**** Records shown

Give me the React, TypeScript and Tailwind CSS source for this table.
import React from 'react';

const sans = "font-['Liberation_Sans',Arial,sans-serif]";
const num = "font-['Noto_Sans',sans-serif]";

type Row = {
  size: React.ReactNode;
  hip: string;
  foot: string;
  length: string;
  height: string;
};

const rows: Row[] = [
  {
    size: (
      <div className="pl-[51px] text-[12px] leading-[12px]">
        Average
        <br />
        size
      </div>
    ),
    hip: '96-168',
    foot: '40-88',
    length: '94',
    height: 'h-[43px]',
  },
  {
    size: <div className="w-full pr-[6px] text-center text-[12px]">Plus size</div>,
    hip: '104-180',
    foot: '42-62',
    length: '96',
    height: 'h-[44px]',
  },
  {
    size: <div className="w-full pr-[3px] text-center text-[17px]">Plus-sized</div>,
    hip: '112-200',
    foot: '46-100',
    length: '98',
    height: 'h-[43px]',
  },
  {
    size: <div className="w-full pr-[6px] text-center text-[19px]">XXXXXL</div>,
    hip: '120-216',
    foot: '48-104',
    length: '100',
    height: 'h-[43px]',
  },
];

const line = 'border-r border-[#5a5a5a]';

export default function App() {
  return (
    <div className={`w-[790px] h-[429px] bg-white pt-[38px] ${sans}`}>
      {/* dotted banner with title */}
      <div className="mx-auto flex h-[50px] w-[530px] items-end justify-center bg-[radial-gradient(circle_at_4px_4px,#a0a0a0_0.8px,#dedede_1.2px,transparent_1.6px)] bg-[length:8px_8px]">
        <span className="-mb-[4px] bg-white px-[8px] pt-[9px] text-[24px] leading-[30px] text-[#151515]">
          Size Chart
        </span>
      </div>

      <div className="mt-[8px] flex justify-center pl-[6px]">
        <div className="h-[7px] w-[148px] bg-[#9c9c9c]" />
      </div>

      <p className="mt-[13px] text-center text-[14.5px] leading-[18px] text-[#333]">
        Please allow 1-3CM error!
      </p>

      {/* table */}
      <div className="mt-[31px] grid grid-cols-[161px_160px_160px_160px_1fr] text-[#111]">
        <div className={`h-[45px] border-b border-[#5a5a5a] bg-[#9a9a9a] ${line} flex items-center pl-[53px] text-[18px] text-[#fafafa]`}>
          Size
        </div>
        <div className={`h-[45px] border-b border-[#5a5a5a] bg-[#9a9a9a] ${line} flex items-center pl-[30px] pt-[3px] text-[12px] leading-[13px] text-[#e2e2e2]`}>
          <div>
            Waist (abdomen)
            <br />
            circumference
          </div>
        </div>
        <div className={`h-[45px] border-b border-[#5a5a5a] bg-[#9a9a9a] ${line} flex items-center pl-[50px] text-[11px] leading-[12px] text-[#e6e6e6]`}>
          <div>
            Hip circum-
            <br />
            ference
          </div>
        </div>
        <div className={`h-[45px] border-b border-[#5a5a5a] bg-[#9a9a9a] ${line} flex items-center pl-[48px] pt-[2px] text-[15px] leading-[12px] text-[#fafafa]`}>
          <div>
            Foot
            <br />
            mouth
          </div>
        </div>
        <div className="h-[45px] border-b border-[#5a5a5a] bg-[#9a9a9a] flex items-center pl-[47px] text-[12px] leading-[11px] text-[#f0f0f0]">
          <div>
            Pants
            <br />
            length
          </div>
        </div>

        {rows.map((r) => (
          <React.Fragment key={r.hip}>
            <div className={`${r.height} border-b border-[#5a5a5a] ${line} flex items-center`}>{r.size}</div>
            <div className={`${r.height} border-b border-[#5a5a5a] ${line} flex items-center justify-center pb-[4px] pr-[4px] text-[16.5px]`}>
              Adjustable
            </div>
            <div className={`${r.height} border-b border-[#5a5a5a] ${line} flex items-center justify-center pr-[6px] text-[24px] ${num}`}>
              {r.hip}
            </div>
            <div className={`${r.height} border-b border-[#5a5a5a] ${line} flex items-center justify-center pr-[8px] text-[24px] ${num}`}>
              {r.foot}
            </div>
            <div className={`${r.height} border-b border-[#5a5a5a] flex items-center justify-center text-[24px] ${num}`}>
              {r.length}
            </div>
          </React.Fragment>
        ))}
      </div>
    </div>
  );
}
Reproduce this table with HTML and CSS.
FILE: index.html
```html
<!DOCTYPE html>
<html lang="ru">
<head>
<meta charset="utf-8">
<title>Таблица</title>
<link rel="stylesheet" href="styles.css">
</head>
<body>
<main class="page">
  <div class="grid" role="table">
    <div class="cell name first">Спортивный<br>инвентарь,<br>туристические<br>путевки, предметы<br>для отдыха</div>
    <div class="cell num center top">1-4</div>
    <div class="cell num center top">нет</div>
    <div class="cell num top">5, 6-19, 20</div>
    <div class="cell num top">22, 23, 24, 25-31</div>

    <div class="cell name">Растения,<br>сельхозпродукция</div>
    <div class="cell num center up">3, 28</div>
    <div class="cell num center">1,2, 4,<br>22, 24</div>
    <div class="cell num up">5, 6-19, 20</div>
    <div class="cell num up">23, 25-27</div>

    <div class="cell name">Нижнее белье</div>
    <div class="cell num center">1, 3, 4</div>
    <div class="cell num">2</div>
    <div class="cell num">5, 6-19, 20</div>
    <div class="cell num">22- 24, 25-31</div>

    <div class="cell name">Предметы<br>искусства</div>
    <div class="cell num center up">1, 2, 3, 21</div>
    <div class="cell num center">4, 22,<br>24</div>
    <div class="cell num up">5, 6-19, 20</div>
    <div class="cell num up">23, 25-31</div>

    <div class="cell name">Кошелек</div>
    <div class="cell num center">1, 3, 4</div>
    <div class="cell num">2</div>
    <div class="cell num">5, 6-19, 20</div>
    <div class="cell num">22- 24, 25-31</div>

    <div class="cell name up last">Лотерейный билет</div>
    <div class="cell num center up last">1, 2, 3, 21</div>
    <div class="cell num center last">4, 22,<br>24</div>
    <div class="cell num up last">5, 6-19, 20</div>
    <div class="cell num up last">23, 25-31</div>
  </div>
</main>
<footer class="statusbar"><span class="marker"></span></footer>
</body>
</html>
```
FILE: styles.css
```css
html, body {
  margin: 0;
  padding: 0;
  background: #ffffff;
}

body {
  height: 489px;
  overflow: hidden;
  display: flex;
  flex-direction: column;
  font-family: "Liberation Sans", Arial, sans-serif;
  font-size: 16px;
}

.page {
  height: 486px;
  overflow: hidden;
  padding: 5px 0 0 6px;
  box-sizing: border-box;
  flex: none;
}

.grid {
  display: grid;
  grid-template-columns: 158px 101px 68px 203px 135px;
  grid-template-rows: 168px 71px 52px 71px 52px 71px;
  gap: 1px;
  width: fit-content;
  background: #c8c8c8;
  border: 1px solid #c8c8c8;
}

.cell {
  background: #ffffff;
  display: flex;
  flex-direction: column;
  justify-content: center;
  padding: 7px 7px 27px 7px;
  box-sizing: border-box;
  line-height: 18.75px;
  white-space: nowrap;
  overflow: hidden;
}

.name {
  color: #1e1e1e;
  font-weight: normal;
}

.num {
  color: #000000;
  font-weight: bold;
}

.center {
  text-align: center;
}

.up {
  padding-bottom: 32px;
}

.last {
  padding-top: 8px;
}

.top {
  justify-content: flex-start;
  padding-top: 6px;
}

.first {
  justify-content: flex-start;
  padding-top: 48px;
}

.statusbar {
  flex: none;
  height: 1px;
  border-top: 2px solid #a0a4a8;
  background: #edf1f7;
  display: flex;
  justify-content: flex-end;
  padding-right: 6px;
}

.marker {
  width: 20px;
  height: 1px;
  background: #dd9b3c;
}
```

********
**** Records shown

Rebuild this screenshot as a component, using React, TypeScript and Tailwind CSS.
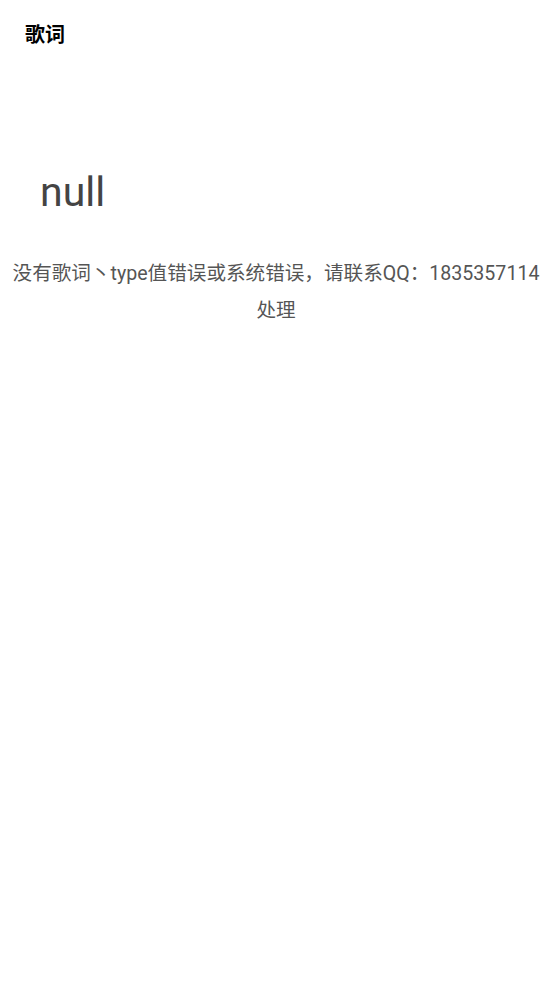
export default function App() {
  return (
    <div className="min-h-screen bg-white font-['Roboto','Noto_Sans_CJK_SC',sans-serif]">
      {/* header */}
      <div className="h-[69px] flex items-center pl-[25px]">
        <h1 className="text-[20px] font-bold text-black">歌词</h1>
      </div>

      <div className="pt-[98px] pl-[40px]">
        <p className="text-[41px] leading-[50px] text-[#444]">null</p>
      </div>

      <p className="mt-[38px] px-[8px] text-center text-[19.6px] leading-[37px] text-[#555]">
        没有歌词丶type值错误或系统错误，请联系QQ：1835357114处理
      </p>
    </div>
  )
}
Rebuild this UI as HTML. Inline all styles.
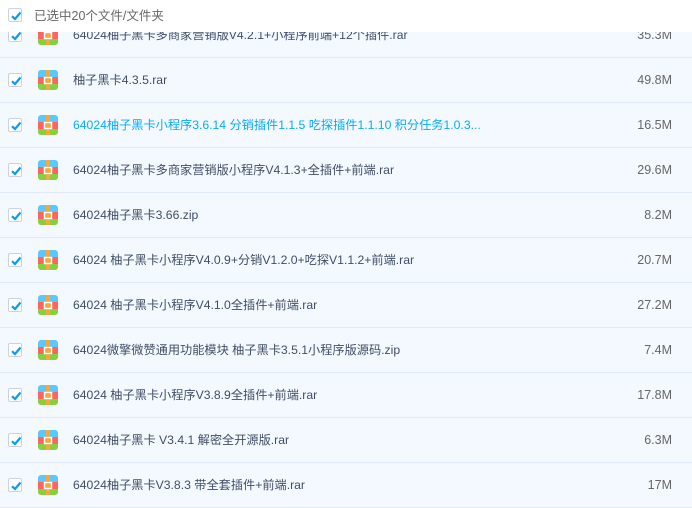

********
**** Records shown

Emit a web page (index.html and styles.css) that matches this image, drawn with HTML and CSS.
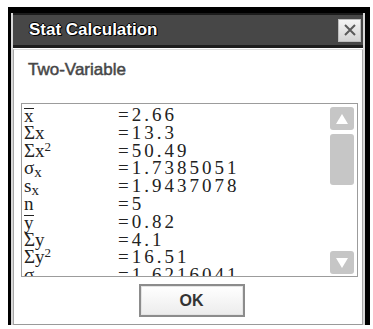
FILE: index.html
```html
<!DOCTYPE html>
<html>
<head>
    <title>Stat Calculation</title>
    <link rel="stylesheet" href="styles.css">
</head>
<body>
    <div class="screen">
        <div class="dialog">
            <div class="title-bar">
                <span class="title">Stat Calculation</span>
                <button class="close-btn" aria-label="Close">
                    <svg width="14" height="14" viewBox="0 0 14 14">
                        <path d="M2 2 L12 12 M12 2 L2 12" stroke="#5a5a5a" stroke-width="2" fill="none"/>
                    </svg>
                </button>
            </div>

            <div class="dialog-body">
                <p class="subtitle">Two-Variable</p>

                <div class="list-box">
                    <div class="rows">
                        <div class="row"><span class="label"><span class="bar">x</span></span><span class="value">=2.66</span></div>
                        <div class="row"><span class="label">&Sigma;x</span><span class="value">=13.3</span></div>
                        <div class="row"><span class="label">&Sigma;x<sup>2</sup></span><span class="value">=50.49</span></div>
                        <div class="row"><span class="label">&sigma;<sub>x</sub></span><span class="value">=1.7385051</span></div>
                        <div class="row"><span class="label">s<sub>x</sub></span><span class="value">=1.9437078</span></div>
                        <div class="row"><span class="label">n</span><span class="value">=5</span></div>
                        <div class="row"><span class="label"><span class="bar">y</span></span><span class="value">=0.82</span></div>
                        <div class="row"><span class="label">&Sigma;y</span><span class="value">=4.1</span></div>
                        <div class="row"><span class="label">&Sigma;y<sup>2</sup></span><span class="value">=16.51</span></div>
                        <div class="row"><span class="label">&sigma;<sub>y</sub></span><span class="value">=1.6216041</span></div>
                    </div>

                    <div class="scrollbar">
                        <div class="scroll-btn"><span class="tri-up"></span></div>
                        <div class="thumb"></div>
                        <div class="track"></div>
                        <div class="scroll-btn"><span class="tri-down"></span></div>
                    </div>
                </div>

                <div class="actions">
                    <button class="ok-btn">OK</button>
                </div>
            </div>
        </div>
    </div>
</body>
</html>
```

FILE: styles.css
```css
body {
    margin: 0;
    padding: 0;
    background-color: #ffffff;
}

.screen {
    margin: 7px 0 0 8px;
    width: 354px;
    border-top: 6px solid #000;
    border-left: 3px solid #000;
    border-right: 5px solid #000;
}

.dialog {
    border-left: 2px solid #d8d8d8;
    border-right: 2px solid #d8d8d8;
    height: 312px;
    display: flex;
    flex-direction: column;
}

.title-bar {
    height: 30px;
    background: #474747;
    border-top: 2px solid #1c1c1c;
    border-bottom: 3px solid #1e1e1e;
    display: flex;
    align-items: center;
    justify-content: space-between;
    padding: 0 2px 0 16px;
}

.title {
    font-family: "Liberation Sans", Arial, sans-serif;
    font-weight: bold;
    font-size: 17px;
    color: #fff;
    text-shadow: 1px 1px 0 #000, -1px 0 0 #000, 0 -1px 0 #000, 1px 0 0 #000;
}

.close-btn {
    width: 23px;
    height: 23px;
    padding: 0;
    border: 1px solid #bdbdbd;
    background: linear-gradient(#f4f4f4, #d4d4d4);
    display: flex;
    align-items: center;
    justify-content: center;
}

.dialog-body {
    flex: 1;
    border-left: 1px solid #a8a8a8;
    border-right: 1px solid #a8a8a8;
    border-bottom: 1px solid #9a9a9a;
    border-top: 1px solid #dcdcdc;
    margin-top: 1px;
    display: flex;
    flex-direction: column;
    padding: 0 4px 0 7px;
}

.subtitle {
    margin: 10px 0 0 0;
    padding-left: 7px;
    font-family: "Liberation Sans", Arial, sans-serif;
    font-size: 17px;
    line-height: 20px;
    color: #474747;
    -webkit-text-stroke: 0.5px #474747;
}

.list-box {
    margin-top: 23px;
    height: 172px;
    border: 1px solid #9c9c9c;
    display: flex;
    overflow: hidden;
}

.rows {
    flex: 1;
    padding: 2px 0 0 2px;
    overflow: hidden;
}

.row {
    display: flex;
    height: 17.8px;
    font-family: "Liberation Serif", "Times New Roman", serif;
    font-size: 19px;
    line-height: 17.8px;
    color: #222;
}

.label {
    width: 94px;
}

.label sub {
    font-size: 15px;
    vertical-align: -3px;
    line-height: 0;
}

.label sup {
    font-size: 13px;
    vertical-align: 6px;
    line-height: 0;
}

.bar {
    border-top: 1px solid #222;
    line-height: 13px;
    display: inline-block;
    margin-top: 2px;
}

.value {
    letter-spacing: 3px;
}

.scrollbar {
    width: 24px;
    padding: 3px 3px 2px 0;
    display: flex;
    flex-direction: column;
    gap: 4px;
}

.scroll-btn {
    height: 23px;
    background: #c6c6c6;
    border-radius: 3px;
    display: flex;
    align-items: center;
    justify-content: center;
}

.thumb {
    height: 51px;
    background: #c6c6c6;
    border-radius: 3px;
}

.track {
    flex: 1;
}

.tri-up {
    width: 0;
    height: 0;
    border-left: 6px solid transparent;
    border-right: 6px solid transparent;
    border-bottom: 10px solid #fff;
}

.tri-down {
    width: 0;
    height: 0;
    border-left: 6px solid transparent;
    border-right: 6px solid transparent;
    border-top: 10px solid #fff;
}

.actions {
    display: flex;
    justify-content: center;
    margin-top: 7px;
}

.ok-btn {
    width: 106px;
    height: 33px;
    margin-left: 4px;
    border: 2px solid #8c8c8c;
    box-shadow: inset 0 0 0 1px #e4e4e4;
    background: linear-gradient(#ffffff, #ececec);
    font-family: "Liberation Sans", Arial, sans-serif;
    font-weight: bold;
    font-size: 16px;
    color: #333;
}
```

********

* _Task requirements_
Gather each line holding the string "with".

* _Answer for this exercise_
      {/* dotted banner with title */}
Reproduce this table with HTML and CSS.
Emit a web page (index.html and styles.css) that matches this image, drawn with HTML and CSS.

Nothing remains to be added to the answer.